Tuesday, 25 March 2003: 2:45 PM
Climatology of the South American cold fronts
Frontal systems are seen to affect the weather over South America during all seasons of the year. They are easilly visualized in satellite images as they advance from southwest to northeast over the continent. In this study, NCEP/NCAR reanalysis data are used to compute a climatology of cold fronts over South America during the period of 1979 to 2000 and to determine the associated atmospheric circulation features. The analysis is performed seasonally and monthly, using combined criteria for temperature, pressure and wind. Possible frost cases are identified and the main atmospheric characteristics and evolution are discussed. The results show two main tracks for frontal systems over the continent, one in the interior, extending from northern Argentina northward to the western Amazon region and the other one along the east coast of Brazil.
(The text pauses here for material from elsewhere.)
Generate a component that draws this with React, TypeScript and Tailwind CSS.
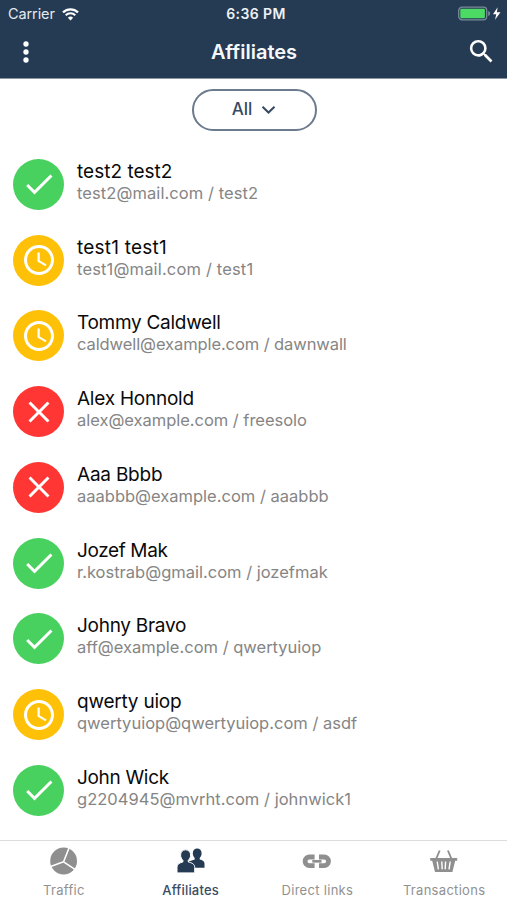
import React from "react";

type Status = "approved" | "pending" | "declined";

interface Affiliate {
  name: string;
  info: string;
  status: Status;
  nameSpacing: string;
  infoSpacing: string;
}

const affiliates: Affiliate[] = [
  { name: "test2 test2", info: "test2@mail.com / test2", status: "approved", nameSpacing: "tracking-[0.02px]", infoSpacing: "tracking-[0.08px]" },
  { name: "test1 test1", info: "test1@mail.com / test1", status: "pending", nameSpacing: "tracking-[0.22px]", infoSpacing: "tracking-[0.16px]" },
  { name: "Tommy Caldwell", info: "caldwell@example.com / dawnwall", status: "pending", nameSpacing: "tracking-[-0.28px]", infoSpacing: "tracking-[-0.09px]" },
  { name: "Alex Honnold", info: "alex@example.com / freesolo", status: "declined", nameSpacing: "tracking-[-0.24px]", infoSpacing: "tracking-[-0.03px]" },
  { name: "Aaa Bbbb", info: "aaabbb@example.com / aaabbb", status: "declined", nameSpacing: "tracking-[-0.22px]", infoSpacing: "tracking-normal" },
  { name: "Jozef Mak", info: "r.kostrab@gmail.com / jozefmak", status: "approved", nameSpacing: "tracking-[-0.38px]", infoSpacing: "tracking-normal" },
  { name: "Johny Bravo", info: "aff@example.com / qwertyuiop", status: "approved", nameSpacing: "tracking-[-0.28px]", infoSpacing: "tracking-normal" },
  { name: "qwerty uiop", info: "qwertyuiop@qwertyuiop.com / asdf", status: "pending", nameSpacing: "tracking-[-0.22px]", infoSpacing: "tracking-normal" },
  { name: "John Wick", info: "g2204945@mvrht.com / johnwick1", status: "approved", nameSpacing: "tracking-[-0.32px]", infoSpacing: "tracking-[0.03px]" },
];

const statusColors: Record<Status, string> = {
  approved: "bg-[#48d15f]",
  pending: "bg-[#ffc107]",
  declined: "bg-[#ff3633]",
};

const statusPaths: Record<Status, string> = {
  approved: "M9 16.17 4.83 12l-1.42 1.41L9 19 21 7l-1.41-1.41z",
  pending:
    "M11.99 2C6.47 2 2 6.48 2 12s4.47 10 9.99 10C17.52 22 22 17.52 22 12S17.52 2 11.99 2zM12 20c-4.42 0-8-3.58-8-8s3.58-8 8-8 8 3.58 8 8-3.58 8-8 8zm.5-13H11v6l5.25 3.15.75-1.23-4.5-2.67z",
  declined:
    "M19 6.41 17.59 5 12 10.59 6.41 5 5 6.41 10.59 12 5 17.59 6.41 19 12 13.41 17.59 19 19 17.59 13.41 12z",
};

const StatusBar: React.FC = () => (
  <div className="grid h-[27px] grid-cols-3 items-center text-white">
    <div className="flex items-center gap-[7px] pt-px pl-[8px]">
      <span className="text-[14.5px] leading-none tracking-[-0.1px] text-[#e4e9ee]">Carrier</span>
      <svg width="17" height="13" viewBox="0 0 17 13" fill="none" stroke="currentColor">
        <path d="M1 4.4a10.8 10.8 0 0 1 15 0" strokeWidth="2.2" />
        <path d="M3.7 7.3a6.9 6.9 0 0 1 9.6 0" strokeWidth="2" />
        <path d="M8.5 12.4 5.9 9.7a3.8 3.8 0 0 1 5.2 0z" fill="currentColor" stroke="none" />
      </svg>
    </div>
    <span className="pt-px pl-[5px] text-center text-[14px] leading-none font-semibold tracking-[0.4px] text-[#eef1f4]">
      6:36 PM
    </span>
    <div className="flex items-center justify-end pr-[6px]">
      <svg width="43" height="16" viewBox="0 0 43 16">
        <rect x="0.7" y="1.2" width="28" height="12.6" rx="3.4" fill="none" stroke="#7b8b9b" strokeWidth="1.3" />
        <rect x="2.3" y="2.8" width="24.6" height="9.4" rx="1.2" fill="#4cd964" />
        <path d="M30.2 5.1c1.4.4 1.9 1.3 1.9 2.4s-.5 2-1.9 2.4z" fill="#7b8b9b" />
        <path d="M39.6 1.2 35 8.3h3.3L37 13.8l5.5-7.6h-3.6z" fill="#fff" />
      </svg>
    </div>
  </div>
);

const Header: React.FC = () => (
  <header className="h-[79px] shrink-0 border-b border-[#8a94a3] bg-[#253b54]">
    <StatusBar />
    <div className="flex h-[50px] items-center justify-between px-[10px] text-white">
      <button aria-label="Menu">
        <svg width="32" height="32" viewBox="0 0 24 24" fill="currentColor">
          <circle cx="12" cy="6" r="2" />
          <circle cx="12" cy="12" r="2" />
          <circle cx="12" cy="18" r="2" />
        </svg>
      </button>
      <h1 className="text-[20px] font-[560] text-[#f6f8fa]">Affiliates</h1>
      <button aria-label="Search" className="pb-[2px]">
        <svg width="31" height="31" viewBox="0 0 24 24" fill="currentColor">
          <path d="M15.5 14h-.79l-.28-.27A6.471 6.471 0 0 0 16 9.5 6.5 6.5 0 1 0 9.5 16c1.61 0 3.09-.59 4.23-1.57l.27.28v.79l5 4.99L20.49 19l-4.99-5zm-6 0C7.01 14 5 11.99 5 9.5S7.01 5 9.5 5 14 7.01 14 9.5 11.99 14 9.5 14z" />
        </svg>
      </button>
    </div>
  </header>
);

const AffiliateRow: React.FC<{ item: Affiliate }> = ({ item }) => (
  <li className="flex h-[75.75px] items-center gap-[13px] pl-[13px]">
    <span
      className={`flex size-[51px] shrink-0 items-center justify-center rounded-full text-white ${statusColors[item.status]}`}
    >
      <svg width="36" height="36" viewBox="0 0 24 24" fill="currentColor">
        <path d={statusPaths[item.status]} />
      </svg>
    </span>
    <div className="pb-[4.2px] whitespace-nowrap">
      <p className={`text-[19px] leading-[22px] text-[#0a0a0a] ${item.nameSpacing}`}>{item.name}</p>
      <p className={`text-[16.5px] leading-[21px] text-[#858585] ${item.infoSpacing}`}>{item.info}</p>
    </div>
  </li>
);

const tabs = [
  {
    label: "Traffic",
    icon: (
      <svg width="30" height="28" viewBox="0 0 30 28">
        <circle cx="14.6" cy="14" r="13.4" fill="#8f8f90" />
        <path d="M14.6 14.8 20 1M14.6 14.8 1 19.7M14.6 14.8 26 22.3" stroke="#fff" strokeWidth="1.6" />
      </svg>
    ),
  },
  {
    label: "Affiliates",
    active: true,
    icon: (
      <svg width="30" height="28" viewBox="0 0 30 28" fill="#253b54">
        <path d="M21.2 1.6c2.6 0 4.4 1.9 4.4 4.6 0 2-.8 3.8-1.9 4.7v1.5c3 .6 4.800 1.700 4.800 4.300v4H12v-6l6.700-2.300v-1.500c-1.100-.9-1.900-2.700-1.900-4.700 0-2.700 1.800-4.600 4.400-4.600z" />
        <path
          d="M9.6 2.800c3 0 5 2.200 5 5.200 0 2.200-.9 4.100-2.300 5.200v1.800c3.700.8 6.400 2.200 6.400 5.300v5.600H1v-5.600c0-3.100 2.400-4.500 5.900-5.300v-1.800C5.500 12.100 4.600 10.200 4.600 8c0-3 2-5.200 5-5.200z"
          stroke="#fff"
          strokeWidth="1"
        />
      </svg>
    ),
  },
  {
    label: "Direct links",
    icon: (
      <svg width="30" height="28" viewBox="0 0 30 28" fill="none" stroke="#8f8f90" strokeWidth="4.8">
        <path d="M12.6 10H7.400a4.300 4.300 0 0 0 0 8.600h5.200M17 10h5.200a4.300 4.300 0 0 1 0 8.600H17" />
        <path d="M10.300 14.300h9.200" strokeWidth="2.700" />
      </svg>
    ),
  },
  {
    label: "Transactions",
    icon: (
      <svg width="30" height="28" viewBox="0 0 30 28">
        <path d="M7.3 11.500 10.700 3.500M22.300 11.500 18.900 3.500" stroke="#8f8f90" strokeWidth="1.9" />
        <path d="M1.200 11h27v2.800h-2L23.400 25H6L3.200 13.800h-2z" fill="#8f8f90" />
        <path d="M8.200 14.500 9.400 22.300M12.800 14.500l.4 7.800M16.600 14.500l-.4 7.800M21.200 14.500 20 22.300" stroke="#fff" strokeWidth="1.4" />
      </svg>
    ),
  },
];

const TabBar: React.FC = () => (
  <nav className="grid h-[60px] shrink-0 grid-cols-4 border-t border-[#dcdcdc] bg-white">
    {tabs.map((tab) => (
      <button key={tab.label} className="flex flex-col items-center pt-[6px] pl-px">
        {tab.icon}
        <span
          className={`mt-[7px] text-[13px] leading-[17px] ${
            tab.active ? "font-medium tracking-[0.2px] text-[#3a4d63]" : "tracking-[0.3px] text-[#919191]"
          }`}
        >
          {tab.label}
        </span>
      </button>
    ))}
  </nav>
);

const App: React.FC = () => {
  return (
    <div className="flex h-[900px] w-[507px] flex-col overflow-hidden bg-white font-['Inter',sans-serif]">
      <Header />
      <main className="min-h-0 flex-1">
        <div className="flex justify-center pt-[10px] pl-px">
          <button className="flex h-[42px] w-[125px] items-center justify-center gap-[9px] rounded-full border-2 border-[#6b7a8d] text-[17px] font-medium tracking-[-0.1px] text-[#364a61]">
            All
            <svg width="15" height="10" viewBox="0 0 15 10" fill="none" stroke="currentColor" strokeWidth="2">
              <path d="m1.5 1.7 6 5.8 6-5.8" />
            </svg>
          </button>
        </div>
        <ul className="pt-[15.5px]">
          {affiliates.map((item) => (
            <AffiliateRow key={item.info} item={item} />
          ))}
        </ul>
      </main>
      <TabBar />
    </div>
  );
};

export default App;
There is a gradual increase in the number of systems that reach lower latitudes, from DJF to JJA. Over southern Brazil the number increases in September and October and the minimum number is found in January and February. The main features associated with potential frost cases are an amplified wave pattern with a ridge over the eastern Pacific and a trough over the Atlantic and southern Brazil. At the surface, a strong high pressure system crosses the Andes favoring northward flow of cold air over subtropical South America, which sometimes reaches as far north as the equator. Composites of cases over South America show that the ridge/trough pattern is part of a wavetrain which extends from the western South Pacific eastward to South America that can be identified as much as 4 days prior to the cold air outbreak over South America. Time-longitude sections of 500 hPa geopotencial anomalies indicate Rossby wave propagation and energy dispersion, that at times link cases of cold fronts over South America to later occurrences of cold air incursions over southern Africa.